At this point I'll mention that it is well and truly worth using hot melt glue, or silicon sealant, to plug ALL holes that will allow rain to enter the frame of the bike and gravitate down to the motor. I own two Smartmotion Mid City's, and both of them have had enormous (and really wierd) electricial problems that turned out to be caused by my riding them in rain, which resulted in rain-water getting inside the motor.

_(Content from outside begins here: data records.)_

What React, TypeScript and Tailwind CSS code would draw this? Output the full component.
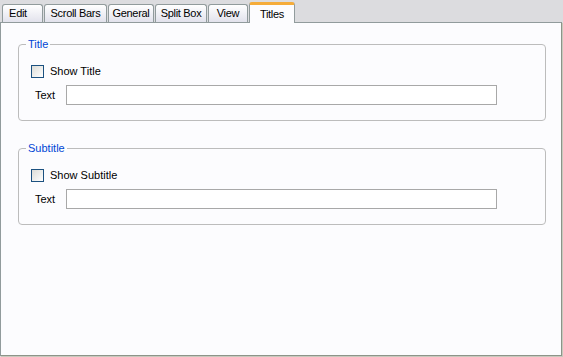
import React from "react";

const tabs = ["Edit", "Scroll Bars", "General", "Split Box", "View", "Titles"];
const widths = ["w-[41px] pr-[9px]", "w-[63px]", "w-[46px]", "w-[52px]", "w-[40px]", "w-[46px]"];

function Group({ legend, label, mt }: { legend: string; label: string; mt: string }) {
  return (
    <fieldset
      className={`${mt} ml-[17px] w-[528px] rounded-[4px] border border-[#bcbcbc] px-[7px] pb-[15px]`}
    >
      <legend className="px-[2px] text-[11px] leading-[13px] text-[#0046d5]">{legend}</legend>
      <div className="mt-[14px] ml-[5px] flex items-center gap-[6px] h-[13px]">
        <span className="block h-[13px] w-[13px] border border-[#1c5180] bg-gradient-to-br from-[#dcdcd7] to-white" />
        <span className="text-[11px] leading-[13px]">{label}</span>
      </div>
      <div className="mt-[7px] ml-[9px] flex items-center">
        <span className="w-[31px] text-[11px]">Text</span>
        <div className="h-[20px] w-[431px] border border-[#a8a8a8] bg-white" />
      </div>
    </fieldset>
  );
}

export default function App() {
  return (
    <div
      className="relative h-[357px] w-[563px] overflow-hidden bg-[#dcdcdf] text-black"
      style={{ fontFamily: '"Liberation Sans", Arial, sans-serif' }}
    >
      {/* tab strip */}
      <div className="flex h-[22px] items-end pl-[2px]">
        {tabs.map((t, i) =>
          t === "Titles" ? (
            <div
              key={t}
              className={`${widths[i]} relative z-10 -mb-[1px] flex h-[21px] items-start justify-center whitespace-nowrap rounded-t-[3px] border-x border-t-[3px] border-x-[#919b9c] border-t-[#f5ac3a] bg-[#fcfcfe] pt-[1px] text-[11px] tracking-[-0.3px]`}
            >
              {t}
            </div>
          ) : (
            <div
              key={t}
              className={`${widths[i]} mr-[1px] flex h-[18px] items-center justify-center whitespace-nowrap rounded-t-[3px] border-x border-t border-[#919b9c] bg-gradient-to-b from-white to-[#e2e2ec] text-[11px] tracking-[-0.3px]`}
            >
              {t}
            </div>
          )
        )}
      </div>

      {/* panel */}
      <div className="h-[334px] w-[562px] border border-[#919b9c] border-r-[#8d9489] border-b-[#8d9489] bg-[#fcfcfe] shadow-[1px_1px_0_#c8c9bd]">
        <Group legend="Title" label="Show Title" mt="mt-[15px]" />
        <Group legend="Subtitle" label="Show Subtitle" mt="mt-[21px]" />
      </div>
    </div>
  );
}
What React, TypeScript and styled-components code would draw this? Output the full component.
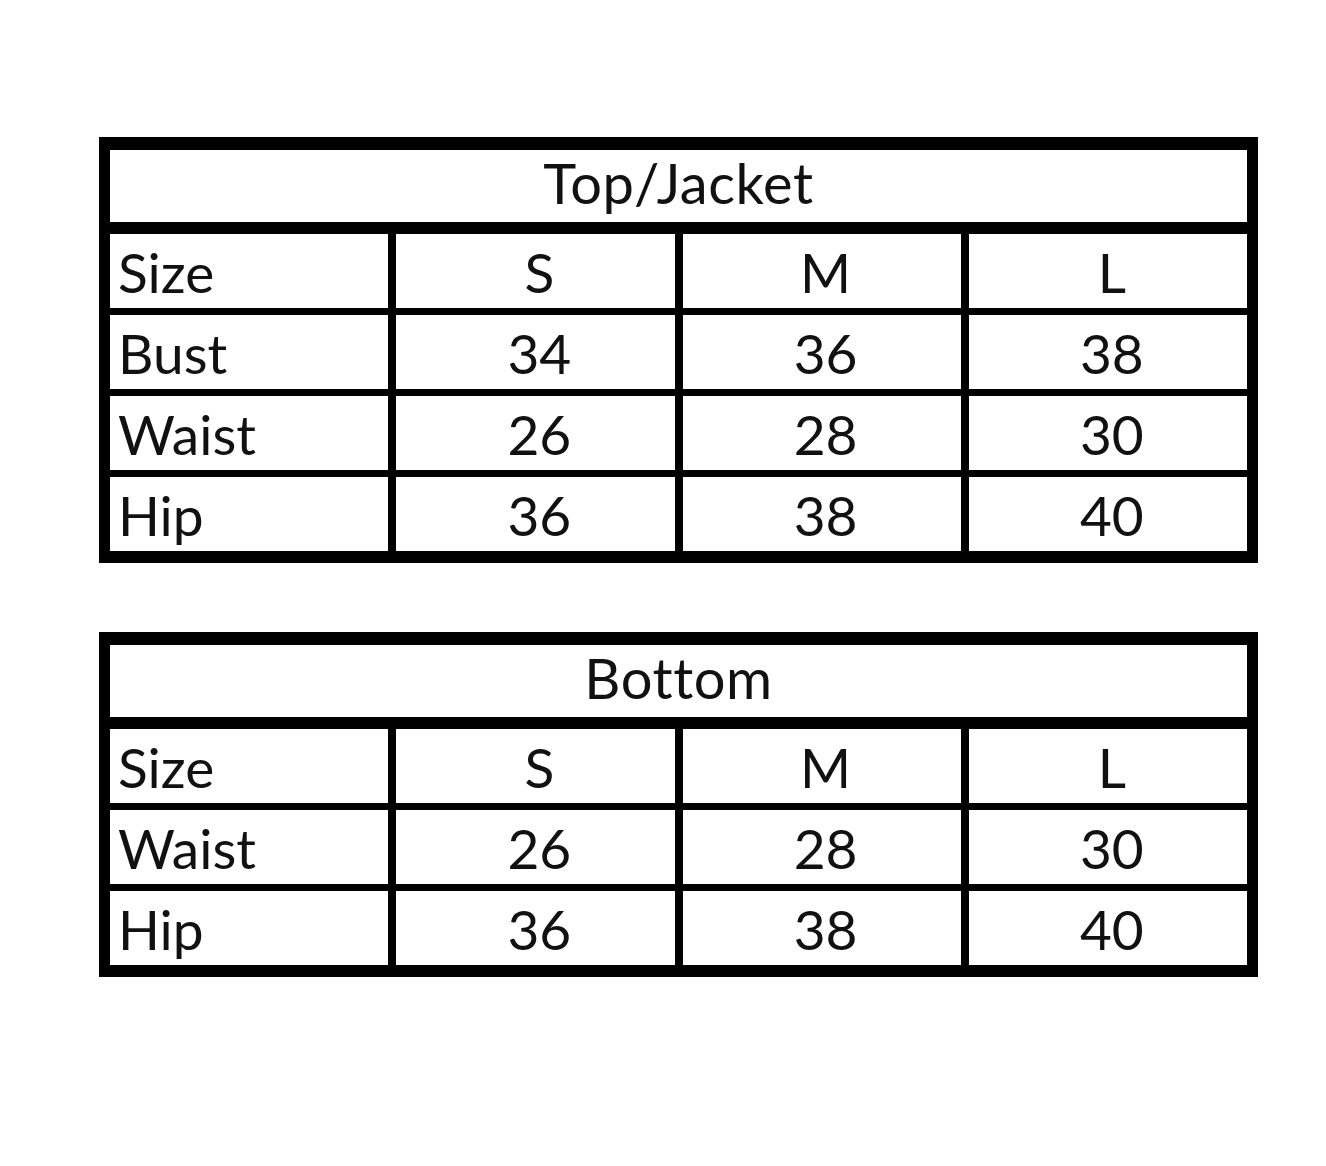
import React from "react";
import styled, { createGlobalStyle } from "styled-components";

const GlobalStyle = createGlobalStyle`
	html, body {
		margin: 0;
		padding: 0;
		background: #ffffff;
	}
	body {
		font-family: Lato, "Open Sans", "Liberation Sans", sans-serif;
		color: #111111;
	}
`;

const Page = styled.div`
	width: 1326px;
	height: 1166px;
	box-sizing: border-box;
	padding: 137px 0 0 99px;
	display: flex;
	flex-direction: column;
	gap: 69px;
`;

const Table = styled.div`
	width: 1159px;
	box-sizing: border-box;
	background: #000000;
	border-style: solid;
	border-color: #000000;
	border-width: 13px 11px 12px 11px;
	display: flex;
	flex-direction: column;
	gap: 12px;
`;

const Title = styled.div`
	height: 72px;
	background: #ffffff;
	display: flex;
	align-items: center;
	justify-content: center;
	font-size: 56px;
	letter-spacing: 0.6px;
	line-height: 1;
	padding-bottom: 6px;
	box-sizing: border-box;
`;

const Grid = styled.div`
	display: grid;
	grid-template-columns: repeat(4, 1fr);
	grid-auto-rows: 74px;
	column-gap: 8px;
	row-gap: 7px;
`;

const Cell = styled.div<{ $label?: boolean }>`
	background: #ffffff;
	display: flex;
	align-items: center;
	justify-content: ${(p) => (p.$label ? "flex-start" : "center")};
	padding-left: 8px;
	font-size: 55px;
	line-height: 1;
	padding-top: 2px;
	box-sizing: border-box;
`;

type Row = { label: string; values: string[] };

const SizeTable = (props: { title: string; rows: Row[] }) => (
	<Table>
		<Title>{props.title}</Title>
		<Grid>
			{props.rows.map((row) => (
				<React.Fragment key={row.label}>
					<Cell $label>{row.label}</Cell>
					{row.values.map((v, i) => (
						<Cell key={i}>{v}</Cell>
					))}
				</React.Fragment>
			))}
		</Grid>
	</Table>
);

const topRows: Row[] = [
	{ label: "Size", values: ["S", "M", "L"] },
	{ label: "Bust", values: ["34", "36", "38"] },
	{ label: "Waist", values: ["26", "28", "30"] },
	{ label: "Hip", values: ["36", "38", "40"] },
];

const bottomRows: Row[] = [
	{ label: "Size", values: ["S", "M", "L"] },
	{ label: "Waist", values: ["26", "28", "30"] },
	{ label: "Hip", values: ["36", "38", "40"] },
];

export default function App() {
	return (
		<>
			<GlobalStyle />
			<Page>
				<SizeTable title="Top/Jacket" rows={topRows} />
				<SizeTable title="Bottom" rows={bottomRows} />
			</Page>
		</>
	);
}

Problems like the bike behaving as though you have the throttle held down all the time while riding, or the power-assist failing to work (when the cause is not a faulty brake sensor), and the lights coming on all by themselves as soon as you turn on the switch at the battery, are all caused by rain-water having gotten in somewhere where it shouldn't be. If it's a really wierd problem that doesn't make the slightest bit of sense, suspect that rain has gotten in somewhere it shouldn't have. If the really wierd problem goes away after a few days all by itself, then the rain-water causing the problem has evaporated or drained away.

The Mid City is NOT designed to be ridden in rain! There is NO means provided by the manufacturer to prevent rain reaching and penetrating the motor. That is why I have applied hot melt glue, or silicone sealant, to the tiny gap where the motor-gearbox assembly meets the frame of the bike, on both sides of the bike (except at the bottom, because if water does get in, I want it to be able to drain away), PLUS all the holes in the frame where cables (and rain water) enter the frame.

Sooner or later you will be out on the bike when it starts to rain. I strongly advise minimising the use of the bike in rain, and I strongly advise sealing the bike to prevent penetration by rain inside the frame as best you can.

And if you experience gearbox lockup on your Mid City, then I advice anticipating a lot of failures before you finally succeed in getting that main gear back into correct position on the shaft. Fixing the cause of the lockup is easy; reassembling a gearbox that was never designed to be repaired requires perseverence.

The replacement bolt for the gear cost me $1.25. The only alternative was a replacement moto-gearbox assembly, which would have cost me $1000.